None of that is what the algorithm actually weights.
TikTok recommendation engine does not know your brand. It does not reward posting cadence. It does not amplify content because you added trending audio. It surfaces content based on a small set of behavioral signals that indicate to the system whether a piece of content delivered genuine value to the viewer.
Understanding those signals is the strategic foundation of any effective TikTok content operation in 2026.
The Signal Hierarchy: What Actually Drives Distribution
ByteDance engineering documentation and analysis from Social Insider 2025 TikTok Benchmark Report point to the same priority stack:
Completion rate (primary signal) The threshold that triggers broader distribution is 70–75% video completion. A video watched to 73% completion by the first 200 viewers signals high content quality and earns the algorithm confidence to push to the next audience tier. Content that drops below 50% completion in early distribution is effectively dead — it will not be shown beyond its initial batch.
For business content teams, this changes the creative brief entirely. The question is not how to hook viewers in the first three seconds. That matters, but it is table stakes. The deeper question is: Is the substance of this content valuable enough to keep a professional viewer watching for 75% of its runtime? Production quality cannot compensate for thin content.
Share and save rate (secondary signal) TikTok algorithm has deprioritized likes as a distribution signal and heavily weighted saves and shares. A viewer who saves a video is indicating they intend to return to it. A viewer who shares it is endorsing it to their own network. Both behaviors signal utility beyond entertainment.
For B2B content, this is an advantage. A 60-second explanation of a counterintuitive business concept — pricing strategy, organizational decision-making, regulatory trend — is far more save-worthy than entertainment content. Business professionals save content they plan to reference, share to colleagues, or use in their own work.
Return rate (loyalty signal) The platform tracks whether viewers who engage with your content come back to watch more. A high return rate — where engaged viewers become repeat viewers — signals that your content has built genuine audience utility.
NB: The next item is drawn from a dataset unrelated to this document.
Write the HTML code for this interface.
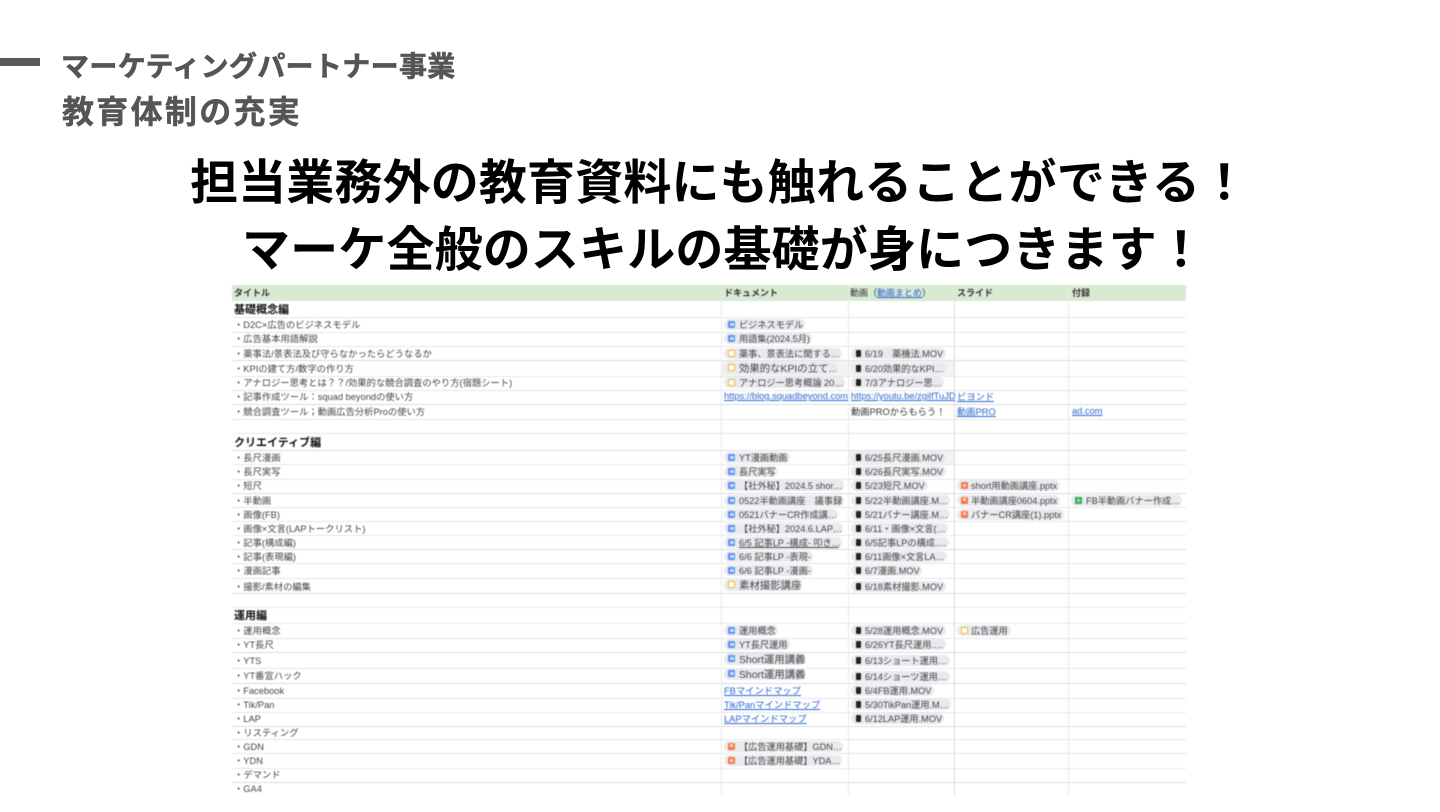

This is how niche business content creators consistently outperform larger accounts: their audience is smaller but behaviorally committed.
The Trending Audio Trap for B2B Content
Here is the advice most business content teams receive that actively harms their distribution:
Use trending audio.
The theory is sound: trending audio clips have elevated algorithmic favor because the platform promotes trends. But the execution creates a credibility problem for business content that undermines the signal value of saves and shares.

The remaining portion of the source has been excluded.